--- DATA EXCERPT ---

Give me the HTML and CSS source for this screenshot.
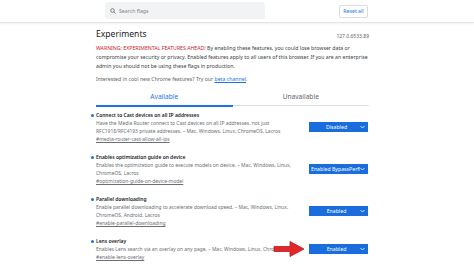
FILE: index.html
```html
<!DOCTYPE html>
<html>
<head>
    <title>Experiments</title>
    <meta charset="utf-8">
    <link rel="stylesheet" href="styles.css">
</head>
<body>
    <div class="header">
        <div class="header-inner">
            <div class="search">
                <svg class="search-icon" width="6" height="6" viewBox="0 0 12 12">
                    <circle cx="5" cy="5" r="3.6" fill="none" stroke="#5f6368" stroke-width="1.6"/>
                    <line x1="7.6" y1="7.6" x2="11" y2="11" stroke="#5f6368" stroke-width="1.6"/>
                </svg>
                <span class="search-text">Search flags</span>
            </div>
            <button class="reset">Reset all</button>
        </div>
    </div>

    <div class="container">
        <div class="title-row">
            <h1>Experiments</h1>
            <span class="version">127.0.6533.89</span>
        </div>
        <p class="warning"><span class="warn">WARNING: EXPERIMENTAL FEATURES AHEAD!</span> By enabling these features, you could lose browser data or<br>compromise your security or privacy. Enabled features apply to all users of this browser. If you are an enterprise<br>admin you should not be using these flags in production.</p>
        <p class="promo">Interested in cool new Chrome features? Try our <a href="#">beta channel</a>.</p>

        <div class="tabs">
            <div class="tab active">Available</div>
            <div class="tab">Unavailable</div>
        </div>

        <div class="experiment">
            <div class="exp-text">
                <div class="exp-name"><span class="dot"></span>Connect to Cast devices on all IP addresses</div>
                <div class="exp-desc">Have the Media Router connect to Cast devices on all IP addresses, not just<br>RFC1918/RFC4193 private addresses. – Mac, Windows, Linux, ChromeOS, Lacros</div>
                <a class="exp-link" href="#">#media-router-cast-allow-all-ips</a>
            </div>
            <div class="select"><span>Disabled</span><svg class="chev" width="5" height="4" viewBox="0 0 10 6"><polyline points="1,1 5,5 9,1" fill="none" stroke="#fff" stroke-width="1.6"/></svg></div>
        </div>

        <div class="experiment">
            <div class="exp-text">
                <div class="exp-name"><span class="dot"></span>Enables optimization guide on device</div>
                <div class="exp-desc">Enables the optimization guide to execute models on device. – Mac, Windows, Linux,<br>ChromeOS, Lacros</div>
                <a class="exp-link" href="#">#optimization-guide-on-device-model</a>
            </div>
            <div class="select"><span class="long">Enabled BypassPerfR</span><svg class="chev" width="5" height="4" viewBox="0 0 10 6"><polyline points="1,1 5,5 9,1" fill="none" stroke="#fff" stroke-width="1.6"/></svg></div>
        </div>

        <div class="experiment">
            <div class="exp-text">
                <div class="exp-name"><span class="dot"></span>Parallel downloading</div>
                <div class="exp-desc">Enable parallel downloading to accelerate download speed. – Mac, Windows, Linux,<br>ChromeOS, Android, Lacros</div>
                <a class="exp-link" href="#">#enable-parallel-downloading</a>
            </div>
            <div class="select"><span>Enabled</span><svg class="chev" width="5" height="4" viewBox="0 0 10 6"><polyline points="1,1 5,5 9,1" fill="none" stroke="#fff" stroke-width="1.6"/></svg></div>
        </div>

        <div class="experiment last">
            <div class="exp-text">
                <div class="exp-name"><span class="dot"></span>Lens overlay</div>
                <div class="exp-desc">Enables Lens search via an overlay on any page. – Mac, Windows, Linux, ChromeOS</div>
                <a class="exp-link" href="#">#enable-lens-overlay</a>
            </div>
            <div class="select"><span>Enabled</span><svg class="chev" width="5" height="4" viewBox="0 0 10 6"><polyline points="1,1 5,5 9,1" fill="none" stroke="#fff" stroke-width="1.6"/></svg></div>
            <svg class="arrow" width="32" height="18" viewBox="0 0 32 18">
                <path d="M1 6.5 H17 V1.5 L31 9 L17 16.5 V11.5 H1 Z" fill="#e3262b" stroke="#b71c1c" stroke-width="0.8"/>
            </svg>
        </div>
    </div>
</body>
</html>
```

FILE: styles.css
```css
body {
    margin: 0;
    background-color: white;
    font-family: "Noto Sans", "Open Sans", Arial, sans-serif;
    color: #5f6368;
}
.header {
    height: 22px;
    border-bottom: 1px solid #e4e4e4;
    box-shadow: 0 1px 2px rgba(0,0,0,0.06);
}
.header-inner {
    width: 273px;
    margin-left: 96px;
    display: flex;
    align-items: center;
    height: 22px;
}
.search {
    margin-left: 9px;
    margin-top: -1px;
    width: 160px;
    height: 17px;
    background-color: #f1f3f4;
    border-radius: 3px;
    display: flex;
    align-items: center;
}
.search-icon {
    margin-left: 5px;
    margin-right: 3px;
}
.search-text {
    font-size: 5.2px;
    color: #80868b;
}
.reset {
    margin-left: auto;
    margin-right: 1px;
    width: 29px;
    height: 13px;
    padding: 0;
    background: white;
    border: 1px solid #dadce0;
    border-radius: 2px;
    font-family: inherit;
    font-size: 5.2px;
    color: #1a73e8;
}
.container {
    width: 273px;
    margin-left: 96px;
}
.title-row {
    display: flex;
    justify-content: space-between;
    align-items: flex-end;
    margin-top: 5px;
}
h1 {
    margin: 0;
    font-size: 8.6px;
    line-height: 12px;
    font-weight: normal;
    color: #202124;
}
.version {
    font-size: 5px;
    line-height: 8px;
    margin-bottom: 0;
}
.warning {
    margin: 3.5px 0 0;
    font-size: 5.2px;
    line-height: 9px;
    white-space: nowrap;
    color: #3c4043;
}
.warn {
    color: #c5221f;
}
.promo {
    margin: 4px 0 0;
    font-size: 5.2px;
    line-height: 9px;
}
.promo a {
    color: #1a73e8;
}
.tabs {
    display: flex;
    margin-top: 8.5px;
    margin-bottom: 4px;
}
.tab {
    flex: 1;
    text-align: center;
    font-size: 6.6px;
    line-height: 10px;
    padding-bottom: 3px;
    border-bottom: 1px solid #dadce0;
    margin-bottom: 1px;
    color: #5f6368;
}
.tab.active {
    color: #1a73e8;
    border-bottom: 2px solid #1a73e8;
    margin-bottom: 0;
}
.experiment {
    display: flex;
    align-items: center;
    justify-content: space-between;
    margin-bottom: 10px;
    position: relative;
}
.exp-text {
    font-size: 4.95px;
    line-height: 8px;
    white-space: nowrap;
}
.exp-name {
    position: relative;
    font-weight: 600;
    color: #202124;
}
.dot {
    position: absolute;
    left: -5.5px;
    top: 2.5px;
    width: 3px;
    height: 3px;
    border-radius: 50%;
    background-color: #1a73e8;
}
.exp-desc {
    color: #6b6f74;
}
.exp-link {
    color: #6b6f74;
}
.select {
    width: 59px;
    height: 10px;
    margin-right: 1px;
    background-color: #1a6ddc;
    color: white;
    font-size: 5.2px;
    display: flex;
    align-items: center;
    position: relative;
    overflow: hidden;
}
.select span {
    flex: 1;
    text-align: center;
    padding-right: 4px;
}
.select span.long {
    text-align: left;
    padding-left: 2px;
    white-space: nowrap;
}
.chev {
    position: absolute;
    right: 3px;
    top: 3px;
}
.select span.long + .chev {
    background-color: #1a6ddc;
}
.arrow {
    position: absolute;
    left: 177px;
    top: 3px;
}
```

---

▸ **EXERCISE DESCRIPTION**:
In this exercise, set down all of the data exactly, without the pictures.

▸ **REPLY**:
Give me the HTML and CSS source for this screenshot.
FILE: index.html
```html
<!DOCTYPE html>
<html>
<head>
    <title>Experiments</title>
    <meta charset="utf-8">
    <link rel="stylesheet" href="styles.css">
</head>
<body>
    <div class="header">
        <div class="header-inner">
            <div class="search">
                <svg class="search-icon" width="6" height="6" viewBox="0 0 12 12">
                    <circle cx="5" cy="5" r="3.6" fill="none" stroke="#5f6368" stroke-width="1.6"/>
                    <line x1="7.6" y1="7.6" x2="11" y2="11" stroke="#5f6368" stroke-width="1.6"/>
                </svg>
                <span class="search-text">Search flags</span>
            </div>
            <button class="reset">Reset all</button>
        </div>
    </div>

    <div class="container">
        <div class="title-row">
            <h1>Experiments</h1>
            <span class="version">127.0.6533.89</span>
        </div>
        <p class="warning"><span class="warn">WARNING: EXPERIMENTAL FEATURES AHEAD!</span> By enabling these features, you could lose browser data or<br>compromise your security or privacy. Enabled features apply to all users of this browser. If you are an enterprise<br>admin you should not be using these flags in production.</p>
        <p class="promo">Interested in cool new Chrome features? Try our <a href="#">beta channel</a>.</p>

        <div class="tabs">
            <div class="tab active">Available</div>
            <div class="tab">Unavailable</div>
        </div>

        <div class="experiment">
            <div class="exp-text">
                <div class="exp-name"><span class="dot"></span>Connect to Cast devices on all IP addresses</div>
                <div class="exp-desc">Have the Media Router connect to Cast devices on all IP addresses, not just<br>RFC1918/RFC4193 private addresses. – Mac, Windows, Linux, ChromeOS, Lacros</div>
                <a class="exp-link" href="#">#media-router-cast-allow-all-ips</a>
            </div>
            <div class="select"><span>Disabled</span><svg class="chev" width="5" height="4" viewBox="0 0 10 6"><polyline points="1,1 5,5 9,1" fill="none" stroke="#fff" stroke-width="1.6"/></svg></div>
        </div>

        <div class="experiment">
            <div class="exp-text">
                <div class="exp-name"><span class="dot"></span>Enables optimization guide on device</div>
                <div class="exp-desc">Enables the optimization guide to execute models on device. – Mac, Windows, Linux,<br>ChromeOS, Lacros</div>
                <a class="exp-link" href="#">#optimization-guide-on-device-model</a>
            </div>
            <div class="select"><span class="long">Enabled BypassPerfR</span><svg class="chev" width="5" height="4" viewBox="0 0 10 6"><polyline points="1,1 5,5 9,1" fill="none" stroke="#fff" stroke-width="1.6"/></svg></div>
        </div>

        <div class="experiment">
            <div class="exp-text">
                <div class="exp-name"><span class="dot"></span>Parallel downloading</div>
                <div class="exp-desc">Enable parallel downloading to accelerate download speed. – Mac, Windows, Linux,<br>ChromeOS, Android, Lacros</div>
                <a class="exp-link" href="#">#enable-parallel-downloading</a>
            </div>
            <div class="select"><span>Enabled</span><svg class="chev" width="5" height="4" viewBox="0 0 10 6"><polyline points="1,1 5,5 9,1" fill="none" stroke="#fff" stroke-width="1.6"/></svg></div>
        </div>

        <div class="experiment last">
            <div class="exp-text">
                <div class="exp-name"><span class="dot"></span>Lens overlay</div>
                <div class="exp-desc">Enables Lens search via an overlay on any page. – Mac, Windows, Linux, ChromeOS</div>
                <a class="exp-link" href="#">#enable-lens-overlay</a>
            </div>
            <div class="select"><span>Enabled</span><svg class="chev" width="5" height="4" viewBox="0 0 10 6"><polyline points="1,1 5,5 9,1" fill="none" stroke="#fff" stroke-width="1.6"/></svg></div>
            <svg class="arrow" width="32" height="18" viewBox="0 0 32 18">
                <path d="M1 6.5 H17 V1.5 L31 9 L17 16.5 V11.5 H1 Z" fill="#e3262b" stroke="#b71c1c" stroke-width="0.8"/>
            </svg>
        </div>
    </div>
</body>
</html>
```

FILE: styles.css
```css
body {
    margin: 0;
    background-color: white;
    font-family: "Noto Sans", "Open Sans", Arial, sans-serif;
    color: #5f6368;
}
.header {
    height: 22px;
    border-bottom: 1px solid #e4e4e4;
    box-shadow: 0 1px 2px rgba(0,0,0,0.06);
}
.header-inner {
    width: 273px;
    margin-left: 96px;
    display: flex;
    align-items: center;
    height: 22px;
}
.search {
    margin-left: 9px;
    margin-top: -1px;
    width: 160px;
    height: 17px;
    background-color: #f1f3f4;
    border-radius: 3px;
    display: flex;
    align-items: center;
}
.search-icon {
    margin-left: 5px;
    margin-right: 3px;
}
.search-text {
    font-size: 5.2px;
    color: #80868b;
}
.reset {
    margin-left: auto;
    margin-right: 1px;
    width: 29px;
    height: 13px;
    padding: 0;
    background: white;
    border: 1px solid #dadce0;
    border-radius: 2px;
    font-family: inherit;
    font-size: 5.2px;
    color: #1a73e8;
}
.container {
    width: 273px;
    margin-left: 96px;
}
.title-row {
    display: flex;
    justify-content: space-between;
    align-items: flex-end;
    margin-top: 5px;
}
h1 {
    margin: 0;
    font-size: 8.6px;
    line-height: 12px;
    font-weight: normal;
    color: #202124;
}
.version {
    font-size: 5px;
    line-height: 8px;
    margin-bottom: 0;
}
.warning {
    margin: 3.5px 0 0;
    font-size: 5.2px;
    line-height: 9px;
    white-space: nowrap;
    color: #3c4043;
}
.warn {
    color: #c5221f;
}
.promo {
    margin: 4px 0 0;
    font-size: 5.2px;
    line-height: 9px;
}
.promo a {
    color: #1a73e8;
}
.tabs {
    display: flex;
    margin-top: 8.5px;
    margin-bottom: 4px;
}
.tab {
    flex: 1;
    text-align: center;
    font-size: 6.6px;
    line-height: 10px;
    padding-bottom: 3px;
    border-bottom: 1px solid #dadce0;
    margin-bottom: 1px;
    color: #5f6368;
}
.tab.active {
    color: #1a73e8;
    border-bottom: 2px solid #1a73e8;
    margin-bottom: 0;
}
.experiment {
    display: flex;
    align-items: center;
    justify-content: space-between;
    margin-bottom: 10px;
    position: relative;
}
.exp-text {
    font-size: 4.95px;
    line-height: 8px;
    white-space: nowrap;
}
.exp-name {
    position: relative;
    font-weight: 600;
    color: #202124;
}
.dot {
    position: absolute;
    left: -5.5px;
    top: 2.5px;
    width: 3px;
    height: 3px;
    border-radius: 50%;
    background-color: #1a73e8;
}
.exp-desc {
    color: #6b6f74;
}
.exp-link {
    color: #6b6f74;
}
.select {
    width: 59px;
    height: 10px;
    margin-right: 1px;
    background-color: #1a6ddc;
    color: white;
    font-size: 5.2px;
    display: flex;
    align-items: center;
    position: relative;
    overflow: hidden;
}
.select span {
    flex: 1;
    text-align: center;
    padding-right: 4px;
}
.select span.long {
    text-align: left;
    padding-left: 2px;
    white-space: nowrap;
}
.chev {
    position: absolute;
    right: 3px;
    top: 3px;
}
.select span.long + .chev {
    background-color: #1a6ddc;
}
.arrow {
    position: absolute;
    left: 177px;
    top: 3px;
}
```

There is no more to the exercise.